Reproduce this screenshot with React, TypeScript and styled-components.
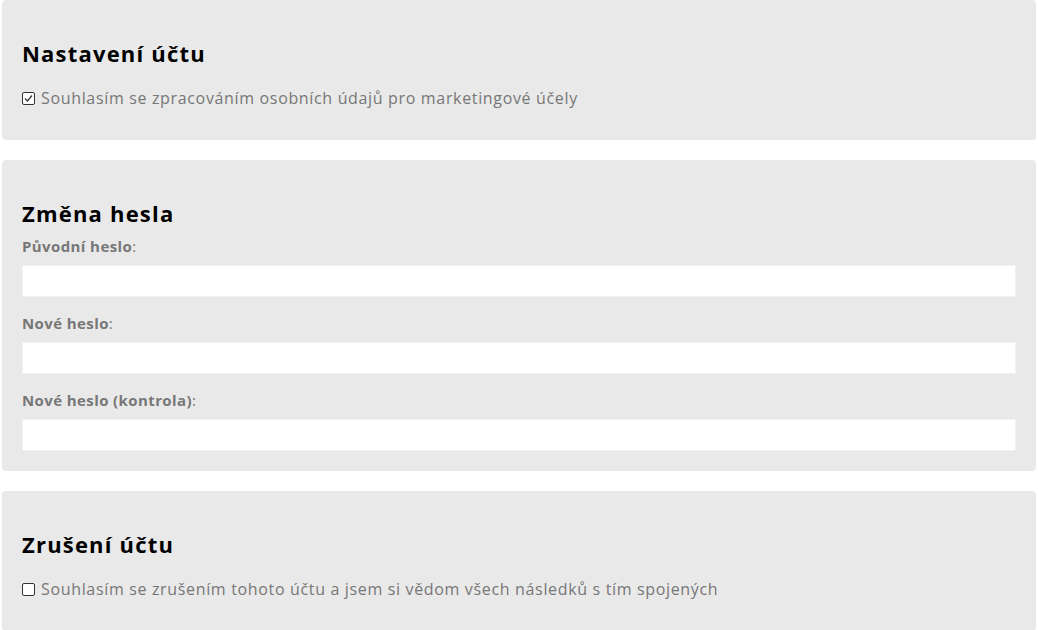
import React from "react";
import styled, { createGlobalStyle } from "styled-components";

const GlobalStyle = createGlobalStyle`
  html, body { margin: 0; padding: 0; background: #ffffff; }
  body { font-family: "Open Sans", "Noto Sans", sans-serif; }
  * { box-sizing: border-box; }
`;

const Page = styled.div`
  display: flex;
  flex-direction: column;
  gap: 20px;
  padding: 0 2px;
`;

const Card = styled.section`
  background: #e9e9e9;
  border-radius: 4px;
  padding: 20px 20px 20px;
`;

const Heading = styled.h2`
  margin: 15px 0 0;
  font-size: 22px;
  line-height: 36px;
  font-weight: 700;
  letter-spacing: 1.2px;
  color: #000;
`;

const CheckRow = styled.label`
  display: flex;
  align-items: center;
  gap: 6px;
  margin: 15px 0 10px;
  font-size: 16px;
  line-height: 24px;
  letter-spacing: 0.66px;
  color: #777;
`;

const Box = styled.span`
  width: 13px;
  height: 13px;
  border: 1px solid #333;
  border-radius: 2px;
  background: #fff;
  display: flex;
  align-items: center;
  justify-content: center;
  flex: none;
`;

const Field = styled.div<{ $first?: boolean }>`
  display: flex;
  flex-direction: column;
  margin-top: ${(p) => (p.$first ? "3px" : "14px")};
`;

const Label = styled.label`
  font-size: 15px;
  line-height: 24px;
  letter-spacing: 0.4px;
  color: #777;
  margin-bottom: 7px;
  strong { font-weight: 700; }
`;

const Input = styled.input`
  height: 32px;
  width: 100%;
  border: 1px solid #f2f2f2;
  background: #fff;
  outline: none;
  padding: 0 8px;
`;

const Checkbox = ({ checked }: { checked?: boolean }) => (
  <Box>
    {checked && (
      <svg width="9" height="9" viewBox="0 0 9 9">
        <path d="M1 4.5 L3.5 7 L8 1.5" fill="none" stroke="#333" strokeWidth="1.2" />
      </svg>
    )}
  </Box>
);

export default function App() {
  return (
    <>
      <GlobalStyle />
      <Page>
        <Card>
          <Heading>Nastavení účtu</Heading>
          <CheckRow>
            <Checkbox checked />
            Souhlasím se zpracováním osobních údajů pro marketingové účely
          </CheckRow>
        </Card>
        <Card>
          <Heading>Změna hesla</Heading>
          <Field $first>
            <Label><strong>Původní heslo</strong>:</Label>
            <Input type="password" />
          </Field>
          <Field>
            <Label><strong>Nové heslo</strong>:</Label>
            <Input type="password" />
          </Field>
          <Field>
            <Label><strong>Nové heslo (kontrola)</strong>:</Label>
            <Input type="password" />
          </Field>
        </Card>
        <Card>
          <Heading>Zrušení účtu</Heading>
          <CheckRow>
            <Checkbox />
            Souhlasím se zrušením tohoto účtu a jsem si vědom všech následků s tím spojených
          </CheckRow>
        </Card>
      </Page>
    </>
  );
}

************

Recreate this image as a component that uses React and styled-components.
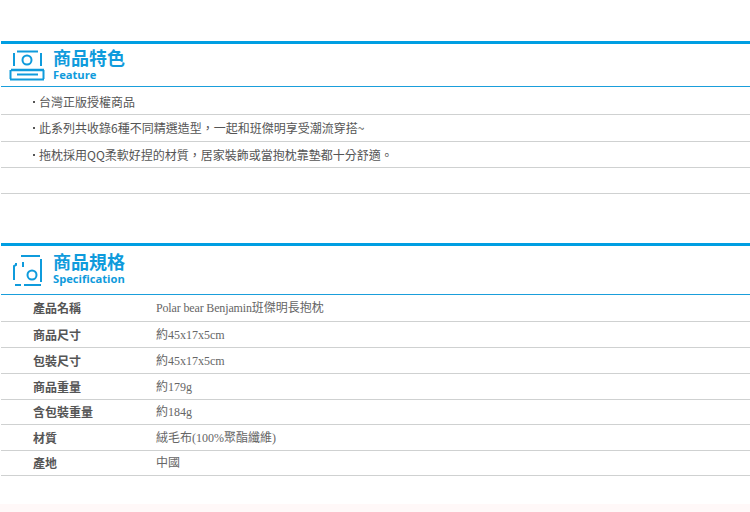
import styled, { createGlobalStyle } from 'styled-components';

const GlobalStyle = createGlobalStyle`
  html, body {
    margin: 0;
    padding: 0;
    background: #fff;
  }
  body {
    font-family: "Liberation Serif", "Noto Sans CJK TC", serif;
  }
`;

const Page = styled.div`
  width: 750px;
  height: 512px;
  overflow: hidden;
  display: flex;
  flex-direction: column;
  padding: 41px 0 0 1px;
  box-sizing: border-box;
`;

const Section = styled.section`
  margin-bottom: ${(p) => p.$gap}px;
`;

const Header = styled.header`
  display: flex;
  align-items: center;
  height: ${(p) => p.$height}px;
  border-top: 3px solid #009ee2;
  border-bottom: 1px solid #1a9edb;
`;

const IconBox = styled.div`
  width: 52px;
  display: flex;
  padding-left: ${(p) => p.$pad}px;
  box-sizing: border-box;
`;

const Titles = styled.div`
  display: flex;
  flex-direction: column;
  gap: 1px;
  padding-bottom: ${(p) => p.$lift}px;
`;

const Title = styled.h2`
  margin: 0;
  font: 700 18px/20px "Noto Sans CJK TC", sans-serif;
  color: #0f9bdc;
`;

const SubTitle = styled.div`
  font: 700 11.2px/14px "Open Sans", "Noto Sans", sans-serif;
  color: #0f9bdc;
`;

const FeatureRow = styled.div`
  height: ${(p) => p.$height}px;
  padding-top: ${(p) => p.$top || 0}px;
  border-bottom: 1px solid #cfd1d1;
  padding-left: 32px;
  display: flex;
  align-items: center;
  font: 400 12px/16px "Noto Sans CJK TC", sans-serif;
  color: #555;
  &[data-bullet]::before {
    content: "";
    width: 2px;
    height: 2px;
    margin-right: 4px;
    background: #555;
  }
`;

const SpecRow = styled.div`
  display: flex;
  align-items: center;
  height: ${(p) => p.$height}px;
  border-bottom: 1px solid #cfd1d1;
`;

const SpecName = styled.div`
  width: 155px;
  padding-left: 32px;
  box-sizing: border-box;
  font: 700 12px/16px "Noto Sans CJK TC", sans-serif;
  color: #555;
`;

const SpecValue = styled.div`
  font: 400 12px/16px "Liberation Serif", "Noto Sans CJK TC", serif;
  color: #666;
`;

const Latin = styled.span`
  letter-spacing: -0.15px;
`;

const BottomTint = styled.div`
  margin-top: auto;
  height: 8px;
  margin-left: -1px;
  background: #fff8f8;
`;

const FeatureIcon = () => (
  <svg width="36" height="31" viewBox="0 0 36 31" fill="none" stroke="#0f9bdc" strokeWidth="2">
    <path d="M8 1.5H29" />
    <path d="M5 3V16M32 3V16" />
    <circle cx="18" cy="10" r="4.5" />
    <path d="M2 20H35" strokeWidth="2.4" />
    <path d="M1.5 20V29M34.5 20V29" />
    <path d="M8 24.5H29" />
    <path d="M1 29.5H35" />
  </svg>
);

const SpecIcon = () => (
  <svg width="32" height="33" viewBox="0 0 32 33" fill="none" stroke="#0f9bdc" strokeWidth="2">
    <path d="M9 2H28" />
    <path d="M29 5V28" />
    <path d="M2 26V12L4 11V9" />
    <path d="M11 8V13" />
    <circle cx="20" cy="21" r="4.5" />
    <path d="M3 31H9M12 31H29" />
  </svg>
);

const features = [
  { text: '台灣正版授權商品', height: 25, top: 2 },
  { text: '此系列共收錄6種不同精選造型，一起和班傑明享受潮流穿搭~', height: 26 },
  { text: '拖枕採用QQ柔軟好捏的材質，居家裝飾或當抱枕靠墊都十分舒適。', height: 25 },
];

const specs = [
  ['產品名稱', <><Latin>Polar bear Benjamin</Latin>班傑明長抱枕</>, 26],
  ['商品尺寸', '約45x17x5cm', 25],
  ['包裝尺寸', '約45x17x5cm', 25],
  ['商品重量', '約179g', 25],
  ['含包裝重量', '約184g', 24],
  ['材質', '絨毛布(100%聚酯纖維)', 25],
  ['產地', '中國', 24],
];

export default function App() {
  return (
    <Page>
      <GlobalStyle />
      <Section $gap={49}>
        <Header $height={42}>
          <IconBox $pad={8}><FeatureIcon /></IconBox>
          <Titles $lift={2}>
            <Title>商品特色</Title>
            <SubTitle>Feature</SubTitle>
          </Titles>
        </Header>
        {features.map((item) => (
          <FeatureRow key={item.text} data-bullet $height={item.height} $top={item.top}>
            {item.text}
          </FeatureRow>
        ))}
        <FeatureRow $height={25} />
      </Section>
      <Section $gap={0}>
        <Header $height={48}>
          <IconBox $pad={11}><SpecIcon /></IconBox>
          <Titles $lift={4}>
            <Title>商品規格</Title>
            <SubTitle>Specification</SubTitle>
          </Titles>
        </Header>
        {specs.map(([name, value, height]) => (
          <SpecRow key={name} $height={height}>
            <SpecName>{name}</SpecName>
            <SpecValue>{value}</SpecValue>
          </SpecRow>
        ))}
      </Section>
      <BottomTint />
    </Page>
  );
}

************

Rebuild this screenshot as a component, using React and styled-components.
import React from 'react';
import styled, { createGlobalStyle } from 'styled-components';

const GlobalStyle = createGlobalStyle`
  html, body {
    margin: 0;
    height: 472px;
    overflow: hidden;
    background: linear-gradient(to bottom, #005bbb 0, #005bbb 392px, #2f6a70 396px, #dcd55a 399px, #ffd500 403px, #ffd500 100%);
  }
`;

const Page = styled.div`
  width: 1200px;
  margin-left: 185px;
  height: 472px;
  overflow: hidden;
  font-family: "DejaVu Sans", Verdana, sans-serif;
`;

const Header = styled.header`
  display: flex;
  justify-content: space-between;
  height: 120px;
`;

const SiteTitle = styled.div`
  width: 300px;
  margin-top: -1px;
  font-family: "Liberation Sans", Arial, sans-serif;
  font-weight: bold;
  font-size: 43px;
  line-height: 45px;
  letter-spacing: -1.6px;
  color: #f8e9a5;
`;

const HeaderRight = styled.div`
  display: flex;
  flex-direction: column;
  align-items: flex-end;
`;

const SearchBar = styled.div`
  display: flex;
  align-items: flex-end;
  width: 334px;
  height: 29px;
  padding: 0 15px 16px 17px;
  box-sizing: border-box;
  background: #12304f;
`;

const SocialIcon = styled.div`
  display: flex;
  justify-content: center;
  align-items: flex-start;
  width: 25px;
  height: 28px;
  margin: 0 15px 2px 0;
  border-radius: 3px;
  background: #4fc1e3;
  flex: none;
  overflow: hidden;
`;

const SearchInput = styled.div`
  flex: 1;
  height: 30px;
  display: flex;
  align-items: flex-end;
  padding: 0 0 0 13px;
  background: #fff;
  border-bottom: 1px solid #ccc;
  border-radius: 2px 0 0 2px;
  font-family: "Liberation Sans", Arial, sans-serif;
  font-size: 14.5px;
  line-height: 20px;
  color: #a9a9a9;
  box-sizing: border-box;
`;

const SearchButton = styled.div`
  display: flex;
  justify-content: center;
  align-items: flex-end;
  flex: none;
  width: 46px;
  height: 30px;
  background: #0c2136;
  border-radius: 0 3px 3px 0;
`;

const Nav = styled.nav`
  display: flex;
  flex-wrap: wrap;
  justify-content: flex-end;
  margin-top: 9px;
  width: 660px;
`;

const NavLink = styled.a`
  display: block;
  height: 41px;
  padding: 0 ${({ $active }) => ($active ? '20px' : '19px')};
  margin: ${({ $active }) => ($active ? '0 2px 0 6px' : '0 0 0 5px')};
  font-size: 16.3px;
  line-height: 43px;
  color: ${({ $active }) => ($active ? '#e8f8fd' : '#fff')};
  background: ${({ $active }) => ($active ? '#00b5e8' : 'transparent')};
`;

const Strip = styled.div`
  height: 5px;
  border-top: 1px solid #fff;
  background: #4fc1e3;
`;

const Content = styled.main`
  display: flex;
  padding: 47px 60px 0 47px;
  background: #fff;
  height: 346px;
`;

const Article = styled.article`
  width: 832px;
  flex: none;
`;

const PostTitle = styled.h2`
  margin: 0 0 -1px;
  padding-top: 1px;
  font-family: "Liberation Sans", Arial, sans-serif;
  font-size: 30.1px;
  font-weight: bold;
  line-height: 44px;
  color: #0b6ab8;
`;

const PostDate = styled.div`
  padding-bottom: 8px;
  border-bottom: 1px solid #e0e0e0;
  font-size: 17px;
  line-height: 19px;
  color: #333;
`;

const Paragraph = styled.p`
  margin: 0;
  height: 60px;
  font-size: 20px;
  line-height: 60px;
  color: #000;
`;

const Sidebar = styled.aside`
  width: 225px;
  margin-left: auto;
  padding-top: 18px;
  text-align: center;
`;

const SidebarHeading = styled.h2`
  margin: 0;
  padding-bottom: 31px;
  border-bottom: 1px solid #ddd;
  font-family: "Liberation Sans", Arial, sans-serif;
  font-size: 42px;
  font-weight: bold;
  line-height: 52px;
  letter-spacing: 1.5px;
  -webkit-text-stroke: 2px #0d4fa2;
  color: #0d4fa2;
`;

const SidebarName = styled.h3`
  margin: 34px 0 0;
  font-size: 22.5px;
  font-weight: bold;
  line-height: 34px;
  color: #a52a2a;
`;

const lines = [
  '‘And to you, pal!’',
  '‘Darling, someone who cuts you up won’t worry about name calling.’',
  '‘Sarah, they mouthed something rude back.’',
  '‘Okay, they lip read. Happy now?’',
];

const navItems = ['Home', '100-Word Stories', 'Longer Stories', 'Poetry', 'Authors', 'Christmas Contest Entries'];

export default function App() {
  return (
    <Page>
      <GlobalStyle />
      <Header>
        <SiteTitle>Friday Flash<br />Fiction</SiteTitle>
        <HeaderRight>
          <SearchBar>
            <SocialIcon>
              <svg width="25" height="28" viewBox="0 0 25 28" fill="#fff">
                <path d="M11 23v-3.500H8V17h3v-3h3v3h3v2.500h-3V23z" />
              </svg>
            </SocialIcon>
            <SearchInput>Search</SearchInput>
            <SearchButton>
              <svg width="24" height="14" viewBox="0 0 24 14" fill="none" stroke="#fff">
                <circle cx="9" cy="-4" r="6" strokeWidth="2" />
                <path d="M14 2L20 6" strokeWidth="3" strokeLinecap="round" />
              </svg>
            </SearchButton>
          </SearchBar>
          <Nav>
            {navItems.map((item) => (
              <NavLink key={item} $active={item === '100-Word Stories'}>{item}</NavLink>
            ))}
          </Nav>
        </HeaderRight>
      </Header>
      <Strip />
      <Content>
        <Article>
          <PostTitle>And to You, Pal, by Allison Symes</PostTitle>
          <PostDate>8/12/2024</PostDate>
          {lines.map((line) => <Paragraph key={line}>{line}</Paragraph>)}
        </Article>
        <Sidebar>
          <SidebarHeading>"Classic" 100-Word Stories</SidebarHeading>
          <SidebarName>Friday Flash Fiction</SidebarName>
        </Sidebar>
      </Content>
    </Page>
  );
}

************

*Work instructions:*
Count the lines of the data that include the string "this", and give only that number.

*Finished answer:*
3